NCPA - National Center for Policy Analysis

Growing Wealth Encourages Support For Estate Tax Cuts

May 8, 2000

On April 26, Hillary Rodham Clinton told a group of farmers in Upstate New York that the estate tax needs to be cut. "You ought to be able to leave your land and the bulk of your fortune to your children and not to the government," Mrs. Clinton said.

Clinton has clearly learned that estate taxes are not popular even among those who may not have to pay any. Last year three national polls asked voters if they favored abolishing the estate tax, and between 62 percent and 77 percent said yes.

Why would those with little wealth favor getting rid of a tax paid only by the rich (insofar as "rich" means having more than $675,000 in assets at death)?

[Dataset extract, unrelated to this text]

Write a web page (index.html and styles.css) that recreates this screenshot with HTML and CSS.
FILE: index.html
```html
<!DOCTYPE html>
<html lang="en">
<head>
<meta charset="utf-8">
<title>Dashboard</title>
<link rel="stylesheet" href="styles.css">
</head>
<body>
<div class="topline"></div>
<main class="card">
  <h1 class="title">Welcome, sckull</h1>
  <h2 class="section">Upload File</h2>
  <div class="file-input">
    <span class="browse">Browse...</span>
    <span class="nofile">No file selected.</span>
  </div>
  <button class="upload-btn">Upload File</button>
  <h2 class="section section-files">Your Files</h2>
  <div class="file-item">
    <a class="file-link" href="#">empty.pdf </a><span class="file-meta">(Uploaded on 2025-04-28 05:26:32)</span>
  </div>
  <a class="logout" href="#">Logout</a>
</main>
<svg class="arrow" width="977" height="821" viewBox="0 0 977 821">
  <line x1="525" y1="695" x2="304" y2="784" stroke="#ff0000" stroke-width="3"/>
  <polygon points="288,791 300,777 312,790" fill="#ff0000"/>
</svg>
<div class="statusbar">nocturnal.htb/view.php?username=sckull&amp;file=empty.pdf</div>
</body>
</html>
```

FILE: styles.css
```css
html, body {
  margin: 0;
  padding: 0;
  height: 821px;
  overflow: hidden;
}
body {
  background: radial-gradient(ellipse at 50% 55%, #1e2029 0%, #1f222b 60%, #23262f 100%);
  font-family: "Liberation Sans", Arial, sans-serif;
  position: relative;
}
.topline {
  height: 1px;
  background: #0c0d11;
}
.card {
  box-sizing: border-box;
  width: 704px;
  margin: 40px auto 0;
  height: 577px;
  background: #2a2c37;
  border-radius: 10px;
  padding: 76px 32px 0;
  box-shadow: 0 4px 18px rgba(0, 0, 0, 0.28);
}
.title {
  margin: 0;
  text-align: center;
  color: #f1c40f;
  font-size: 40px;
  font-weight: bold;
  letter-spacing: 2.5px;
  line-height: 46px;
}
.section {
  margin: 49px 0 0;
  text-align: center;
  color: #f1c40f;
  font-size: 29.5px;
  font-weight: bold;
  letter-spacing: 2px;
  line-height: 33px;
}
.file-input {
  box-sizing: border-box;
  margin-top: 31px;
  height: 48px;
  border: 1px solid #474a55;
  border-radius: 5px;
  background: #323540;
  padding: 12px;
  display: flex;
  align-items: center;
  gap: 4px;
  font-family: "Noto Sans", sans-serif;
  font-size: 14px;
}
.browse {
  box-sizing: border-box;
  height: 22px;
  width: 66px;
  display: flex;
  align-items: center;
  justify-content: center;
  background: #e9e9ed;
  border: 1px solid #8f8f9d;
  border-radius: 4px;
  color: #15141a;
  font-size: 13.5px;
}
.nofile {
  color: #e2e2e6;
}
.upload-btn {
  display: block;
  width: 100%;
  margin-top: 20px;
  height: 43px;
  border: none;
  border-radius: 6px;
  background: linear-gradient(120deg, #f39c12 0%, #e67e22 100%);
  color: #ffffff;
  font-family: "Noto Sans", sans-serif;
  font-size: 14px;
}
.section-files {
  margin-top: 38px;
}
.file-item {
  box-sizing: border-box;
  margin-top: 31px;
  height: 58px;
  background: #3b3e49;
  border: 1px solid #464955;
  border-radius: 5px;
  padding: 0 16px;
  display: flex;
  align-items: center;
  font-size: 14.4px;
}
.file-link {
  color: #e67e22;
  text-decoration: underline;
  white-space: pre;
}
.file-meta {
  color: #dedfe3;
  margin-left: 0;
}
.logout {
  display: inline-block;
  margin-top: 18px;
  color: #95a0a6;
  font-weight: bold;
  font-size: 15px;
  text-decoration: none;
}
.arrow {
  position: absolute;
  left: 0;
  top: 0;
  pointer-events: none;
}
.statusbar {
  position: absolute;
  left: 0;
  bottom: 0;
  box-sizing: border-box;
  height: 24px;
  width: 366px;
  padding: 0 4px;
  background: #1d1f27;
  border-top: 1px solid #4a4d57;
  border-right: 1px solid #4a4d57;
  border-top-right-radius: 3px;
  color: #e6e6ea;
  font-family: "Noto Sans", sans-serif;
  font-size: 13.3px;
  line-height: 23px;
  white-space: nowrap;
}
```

  • It is deeply ingrained in the public consciousness that anyone can get rich in America, and the latest Forbes 400 list of the richest Americans shows that 251 of them made it on their own, with only 149 inheriting some or all of their wealth.
  • In recent years private wealth has risen at an extraordinary rate, to $42 trillion last year according to the Federal Reserve (see figure).
  • And wealth is more evenly distributed in America than the rest of the world, according to the new "World Wealth Report" from Merrill Lynch.

This means that more and more Americans are moving up into the estate tax net, or expect to before they die.